The result is one plus the previously assigned rank value.

Unlike the RANK function, DENSE_RANK doesn’t produce gaps in the ranking sequence.

Related function

FIRST_VALUE

Syntax
FIRST_VALUE(expression)
Description
Returns the first value in an ordered set of values.
Example
-- returns first
SELECT FIRST_VALUE(my_values)
FROM (VALUES ('first'), ('second'), ('third')) AS my_values;
Related function

LAG

Syntax
LAG(expression [, offset] [, default])
Description

Returns the value of expression at the offsetth row before the current row in the window.

The default value of offset is 1, and the default value of the default argument is NULL.

Example

The following example shows how to use the LAG function to see player scores changing over time.

SELECT $rowtime AS row_time
  , player_id
  , game_room_id
  , points
  , LAG(points, 1) OVER (PARTITION BY player_id ORDER BY $rowtime) previous_points_value
 FROM gaming_player_activity;

For the full code example, see Compare Current and Previous Values in a Data Stream.

Related function

LAST_VALUE

Syntax
LAST_VALUE(expression)
Description
Returns the last value in an ordered set of values.
Example
-- returns third
SELECT LAST_VALUE(my_values)
FROM (VALUES ('first'), ('second'), ('third')) AS my_values;
Related function

LEAD

Syntax
LEAD(expression [, offset] [, default])
Description

Returns the value of the expression at the offsetth row after the current row in the window.

The default value of offset is 1, and the default value of the default argument is NULL.

Related function

LISTAGG

Syntax
LISTAGG(expression [, separator])
Description

Concatenates the values of string expressions and inserts separator values between them.

The separator isn’t added at the end of string.

The default value of separator is ','.

Example
-- returns first,second,third
SELECT LISTAGG(my_values)
FROM (VALUES ('first'), ('second'), ('third')) AS my_values;

MAX

Syntax
MAX([ ALL | DISTINCT ] expression)
Description

By default or with the ALL keyword, returns the maximum value of expression over all input rows.

Use DISTINCT to return one unique instance of each value.

Examples
-- returns 3
SELECT MAX(my_values)
FROM (VALUES (0), (1), (2), (3)) AS my_values;

The following example shows how to use the MAX function to find the highest player score in a tumbling window.

SELECT
  window_start,
  window_end,
  SUM(points) AS total,
  MIN(points) as min_points,
  MAX(points) as max_points
FROM TABLE(TUMBLE(TABLE gaming_player_activity_source, DESCRIPTOR($rowtime), INTERVAL '10' SECOND))
GROUP BY window_start, window_end;

For the full code example, see Aggregate a Stream in a Tumbling Window.

Related function

MIN

Syntax
MIN([ ALL | DISTINCT ] expression )
Description

By default or with the ALL keyword, returns the minimum value of expression across all input rows.

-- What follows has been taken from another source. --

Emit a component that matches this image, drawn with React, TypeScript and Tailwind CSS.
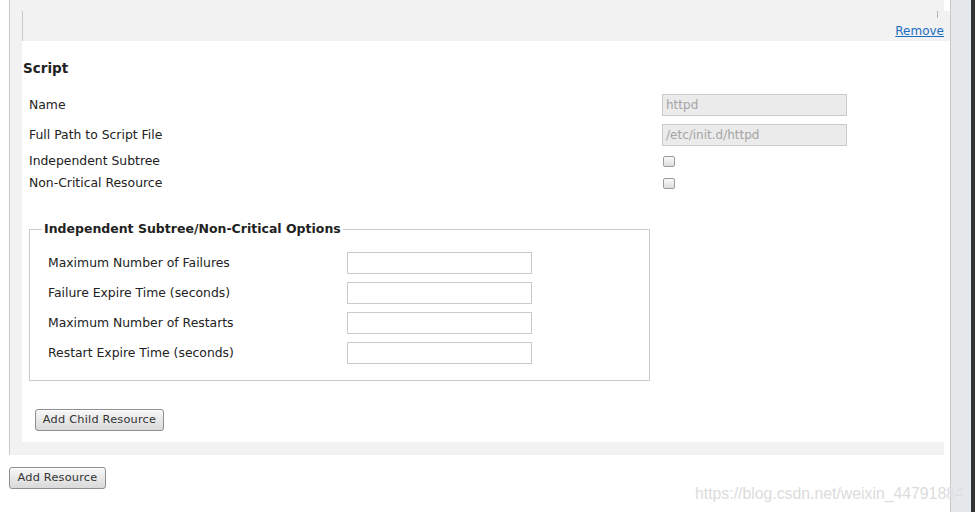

Use DISTINCT to return one unique instance of each value.

Examples
-- returns 0
SELECT MIN(my_values)
FROM (VALUES (0), (1), (2), (3)) AS my_values;

The following example shows how to use the MIN function to find the lowest player score in a tumbling window.

SELECT
  window_start,
  window_end,
  SUM(points) AS total,
  MIN(points) as min_points,
  MAX(points) as max_points
FROM TABLE(TUMBLE(TABLE gaming_player_activity_source, DESCRIPTOR($rowtime), INTERVAL '10' SECOND))
GROUP BY window_start, window_end;

For the full code example, see Aggregate a Stream in a Tumbling Window.

Related function

NTILE

Syntax
NTILE(n)
Description

Divides the rows for each window partition into n buckets ranging from 1 to at most n.

If the number of rows in the window partition doesn’t divide evenly into the number of buckets, the remainder values are distributed one per bucket, starting with the first bucket.

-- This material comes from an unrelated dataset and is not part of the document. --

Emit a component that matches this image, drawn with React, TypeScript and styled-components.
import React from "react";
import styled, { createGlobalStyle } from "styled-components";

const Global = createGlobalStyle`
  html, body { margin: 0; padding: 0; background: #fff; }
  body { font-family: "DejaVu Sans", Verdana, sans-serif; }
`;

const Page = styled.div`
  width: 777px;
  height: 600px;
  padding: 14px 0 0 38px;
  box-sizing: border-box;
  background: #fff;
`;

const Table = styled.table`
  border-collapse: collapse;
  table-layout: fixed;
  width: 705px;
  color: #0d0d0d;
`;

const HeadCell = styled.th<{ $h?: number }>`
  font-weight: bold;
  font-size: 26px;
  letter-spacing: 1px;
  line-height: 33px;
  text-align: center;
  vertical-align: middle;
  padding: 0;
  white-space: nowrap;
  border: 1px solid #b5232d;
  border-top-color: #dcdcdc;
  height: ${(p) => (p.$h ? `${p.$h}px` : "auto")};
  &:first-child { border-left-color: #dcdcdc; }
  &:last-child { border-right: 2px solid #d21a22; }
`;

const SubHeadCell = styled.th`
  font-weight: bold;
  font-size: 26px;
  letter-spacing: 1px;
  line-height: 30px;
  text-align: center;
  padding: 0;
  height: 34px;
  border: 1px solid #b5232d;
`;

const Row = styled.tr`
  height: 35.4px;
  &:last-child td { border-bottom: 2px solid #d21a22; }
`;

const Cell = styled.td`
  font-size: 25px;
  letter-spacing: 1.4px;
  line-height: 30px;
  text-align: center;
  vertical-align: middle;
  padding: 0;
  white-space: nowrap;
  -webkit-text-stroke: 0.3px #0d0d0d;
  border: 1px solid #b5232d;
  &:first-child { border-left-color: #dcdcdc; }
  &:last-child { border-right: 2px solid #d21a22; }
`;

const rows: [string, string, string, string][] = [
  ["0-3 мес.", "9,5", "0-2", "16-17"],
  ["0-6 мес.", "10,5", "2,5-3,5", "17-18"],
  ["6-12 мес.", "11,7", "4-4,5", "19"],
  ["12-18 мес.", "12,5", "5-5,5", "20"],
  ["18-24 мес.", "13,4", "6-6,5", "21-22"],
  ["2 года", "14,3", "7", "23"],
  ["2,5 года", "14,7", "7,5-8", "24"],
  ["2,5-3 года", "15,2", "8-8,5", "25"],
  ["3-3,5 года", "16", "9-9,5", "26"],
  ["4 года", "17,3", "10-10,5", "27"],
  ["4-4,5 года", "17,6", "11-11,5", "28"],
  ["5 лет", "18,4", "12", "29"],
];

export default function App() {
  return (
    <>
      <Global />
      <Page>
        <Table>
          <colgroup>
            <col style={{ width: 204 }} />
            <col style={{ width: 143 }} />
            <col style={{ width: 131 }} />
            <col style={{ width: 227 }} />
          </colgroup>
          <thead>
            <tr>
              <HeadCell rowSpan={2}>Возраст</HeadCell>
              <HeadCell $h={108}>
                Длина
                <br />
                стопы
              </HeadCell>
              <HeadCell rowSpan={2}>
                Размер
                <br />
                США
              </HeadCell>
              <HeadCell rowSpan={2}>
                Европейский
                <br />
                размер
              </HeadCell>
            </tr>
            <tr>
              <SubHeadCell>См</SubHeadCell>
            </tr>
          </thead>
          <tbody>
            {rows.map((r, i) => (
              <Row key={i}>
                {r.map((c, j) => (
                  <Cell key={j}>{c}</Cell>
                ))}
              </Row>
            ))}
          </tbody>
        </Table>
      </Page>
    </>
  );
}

For example, with 6 rows and 4 buckets, the bucket values would be:

1 1 2 2 3 4

PERCENT_RANK

Syntax
PERCENT_RANK()
Description

Returns the percentage ranking of a value in a group of values.

The result is the rank value minus one, divided by the number of rows in the parition minus one.

If the partition only contains one row, the PERCENT_RANK function returns 0.

RANK

Syntax
RANK()
Description

Returns the rank of a value in a group of values.

The result is one plus the number of rows preceding or equal to the current row in the partition ordering.

The values produce gaps in the sequence.

Related functions

ROW_NUMBER

Syntax
ROW_NUMBER()
Description

Assigns a unique, sequential number to each row, starting with one, according to the ordering of rows within the window partition.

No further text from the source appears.